Action 11 : Demander, par voie d’instruction, aux recteurs de porter le taux de
boursiers à 25% dès la rentrée 2009, pour que les lycées qui comptent un faible taux
de boursiers élargissent leur vivier de recrutement. Cette condition serait intégrée
dans les critères d’évaluation des proviseurs de lycée.

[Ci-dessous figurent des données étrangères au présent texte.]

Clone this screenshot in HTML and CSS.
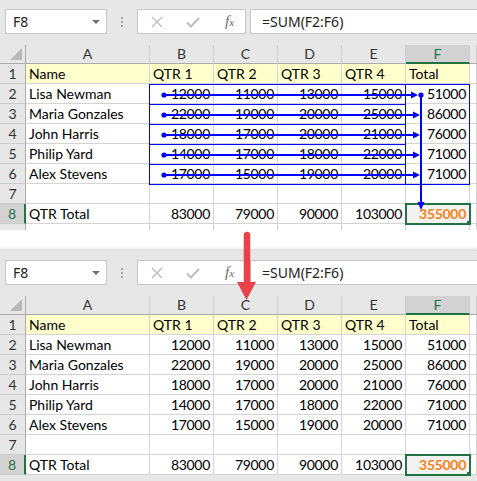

Des contacts ont été établis avec les proviseurs des lycées privés sous contrat, qui
accueillent un nombre plus faible d’élèves en CPGE, mais dont le budget est assuré
à 60% par l’Etat.

Les inscriptions, qui permettent de connaître la part de boursiers et les acceptations
de dossiers seront suivies avec prévision par le ministère de l’enseignement
supérieur et de la recherche.

Le Président de la République a aussi demandé que, dans tous les lycées, les
boursiers de terminale les plus méritants aient accès de droit, à compter de la
rentrée 2009, à ces places réservées. Les élèves qui présentent le potentiel
nécessaire seront repérés et aiguillés par les enseignants et chefs d’établissements.

Action 12 : Lors de la procédure complémentaire d’affectation des élèves en CPGE,
si toutes les places ne sont pas pourvues, les services du rectorat proposeront un
entretien individuel à chaque élève boursier titulaire d’une mention au baccalauréat,
en vue d’une inscription en CPGE.

4.2 ACCUEILLIR 30% DE BOURSIERS EN CPGE EN 2010 GRACE AU
DEVELOPPEMENT DES FILIERES TECHNOLOGIQUES

    • Une mesure simple et équitable

Pour la rentrée 2010-2011, tous les lycées / CPGE devront compter 30% de boursiers.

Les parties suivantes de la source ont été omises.